-- Dataset section start --

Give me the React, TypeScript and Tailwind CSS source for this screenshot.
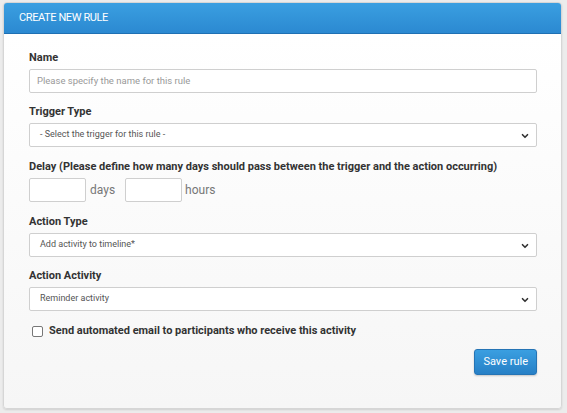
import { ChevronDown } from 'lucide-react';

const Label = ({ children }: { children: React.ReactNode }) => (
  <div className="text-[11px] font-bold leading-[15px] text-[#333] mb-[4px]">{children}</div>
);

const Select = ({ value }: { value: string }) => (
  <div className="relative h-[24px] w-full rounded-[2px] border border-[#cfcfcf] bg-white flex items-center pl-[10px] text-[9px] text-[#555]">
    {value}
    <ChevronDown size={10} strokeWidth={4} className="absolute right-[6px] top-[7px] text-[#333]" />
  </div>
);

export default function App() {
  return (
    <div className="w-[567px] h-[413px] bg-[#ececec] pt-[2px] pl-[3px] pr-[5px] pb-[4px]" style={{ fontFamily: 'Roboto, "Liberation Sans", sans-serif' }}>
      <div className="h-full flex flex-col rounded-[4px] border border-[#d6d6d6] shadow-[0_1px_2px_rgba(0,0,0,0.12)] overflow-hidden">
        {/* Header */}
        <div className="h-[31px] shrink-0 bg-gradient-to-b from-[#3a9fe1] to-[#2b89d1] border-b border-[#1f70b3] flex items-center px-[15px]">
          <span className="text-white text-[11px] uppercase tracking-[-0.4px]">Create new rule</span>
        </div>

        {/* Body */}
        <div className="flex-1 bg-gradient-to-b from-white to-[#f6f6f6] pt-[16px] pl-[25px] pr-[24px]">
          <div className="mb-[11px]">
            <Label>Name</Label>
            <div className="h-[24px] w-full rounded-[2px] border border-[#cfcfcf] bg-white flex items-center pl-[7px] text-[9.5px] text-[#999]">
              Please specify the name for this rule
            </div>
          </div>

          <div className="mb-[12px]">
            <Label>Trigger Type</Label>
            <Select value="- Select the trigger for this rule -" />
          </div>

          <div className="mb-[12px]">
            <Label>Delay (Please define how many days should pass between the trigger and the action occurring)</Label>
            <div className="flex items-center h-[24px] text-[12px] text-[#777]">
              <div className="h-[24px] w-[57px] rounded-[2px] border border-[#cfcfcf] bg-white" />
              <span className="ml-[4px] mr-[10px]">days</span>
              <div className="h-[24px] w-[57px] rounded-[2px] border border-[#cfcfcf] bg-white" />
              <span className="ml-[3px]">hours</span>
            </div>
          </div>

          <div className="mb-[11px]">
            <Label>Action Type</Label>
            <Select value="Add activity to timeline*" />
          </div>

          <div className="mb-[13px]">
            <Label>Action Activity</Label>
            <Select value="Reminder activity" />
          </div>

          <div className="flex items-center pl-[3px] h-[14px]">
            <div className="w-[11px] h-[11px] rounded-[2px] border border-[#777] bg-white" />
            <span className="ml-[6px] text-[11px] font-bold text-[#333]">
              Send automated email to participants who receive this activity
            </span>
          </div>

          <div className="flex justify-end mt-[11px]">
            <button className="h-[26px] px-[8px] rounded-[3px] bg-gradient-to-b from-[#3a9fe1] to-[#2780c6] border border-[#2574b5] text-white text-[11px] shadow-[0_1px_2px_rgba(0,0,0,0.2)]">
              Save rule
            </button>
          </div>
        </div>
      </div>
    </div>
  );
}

-- Dataset section end --

● Aim of the exercise
Reproduce the whole listing exactly, but not the images in it.

● Task answer
Give me the React, TypeScript and Tailwind CSS source for this screenshot.
import { ChevronDown } from 'lucide-react';

const Label = ({ children }: { children: React.ReactNode }) => (
  <div className="text-[11px] font-bold leading-[15px] text-[#333] mb-[4px]">{children}</div>
);

const Select = ({ value }: { value: string }) => (
  <div className="relative h-[24px] w-full rounded-[2px] border border-[#cfcfcf] bg-white flex items-center pl-[10px] text-[9px] text-[#555]">
    {value}
    <ChevronDown size={10} strokeWidth={4} className="absolute right-[6px] top-[7px] text-[#333]" />
  </div>
);

export default function App() {
  return (
    <div className="w-[567px] h-[413px] bg-[#ececec] pt-[2px] pl-[3px] pr-[5px] pb-[4px]" style={{ fontFamily: 'Roboto, "Liberation Sans", sans-serif' }}>
      <div className="h-full flex flex-col rounded-[4px] border border-[#d6d6d6] shadow-[0_1px_2px_rgba(0,0,0,0.12)] overflow-hidden">
        {/* Header */}
        <div className="h-[31px] shrink-0 bg-gradient-to-b from-[#3a9fe1] to-[#2b89d1] border-b border-[#1f70b3] flex items-center px-[15px]">
          <span className="text-white text-[11px] uppercase tracking-[-0.4px]">Create new rule</span>
        </div>

        {/* Body */}
        <div className="flex-1 bg-gradient-to-b from-white to-[#f6f6f6] pt-[16px] pl-[25px] pr-[24px]">
          <div className="mb-[11px]">
            <Label>Name</Label>
            <div className="h-[24px] w-full rounded-[2px] border border-[#cfcfcf] bg-white flex items-center pl-[7px] text-[9.5px] text-[#999]">
              Please specify the name for this rule
            </div>
          </div>

          <div className="mb-[12px]">
            <Label>Trigger Type</Label>
            <Select value="- Select the trigger for this rule -" />
          </div>

          <div className="mb-[12px]">
            <Label>Delay (Please define how many days should pass between the trigger and the action occurring)</Label>
            <div className="flex items-center h-[24px] text-[12px] text-[#777]">
              <div className="h-[24px] w-[57px] rounded-[2px] border border-[#cfcfcf] bg-white" />
              <span className="ml-[4px] mr-[10px]">days</span>
              <div className="h-[24px] w-[57px] rounded-[2px] border border-[#cfcfcf] bg-white" />
              <span className="ml-[3px]">hours</span>
            </div>
          </div>

          <div className="mb-[11px]">
            <Label>Action Type</Label>
            <Select value="Add activity to timeline*" />
          </div>

          <div className="mb-[13px]">
            <Label>Action Activity</Label>
            <Select value="Reminder activity" />
          </div>

          <div className="flex items-center pl-[3px] h-[14px]">
            <div className="w-[11px] h-[11px] rounded-[2px] border border-[#777] bg-white" />
            <span className="ml-[6px] text-[11px] font-bold text-[#333]">
              Send automated email to participants who receive this activity
            </span>
          </div>

          <div className="flex justify-end mt-[11px]">
            <button className="h-[26px] px-[8px] rounded-[3px] bg-gradient-to-b from-[#3a9fe1] to-[#2780c6] border border-[#2574b5] text-white text-[11px] shadow-[0_1px_2px_rgba(0,0,0,0.2)]">
              Save rule
            </button>
          </div>
        </div>
      </div>
    </div>
  );
}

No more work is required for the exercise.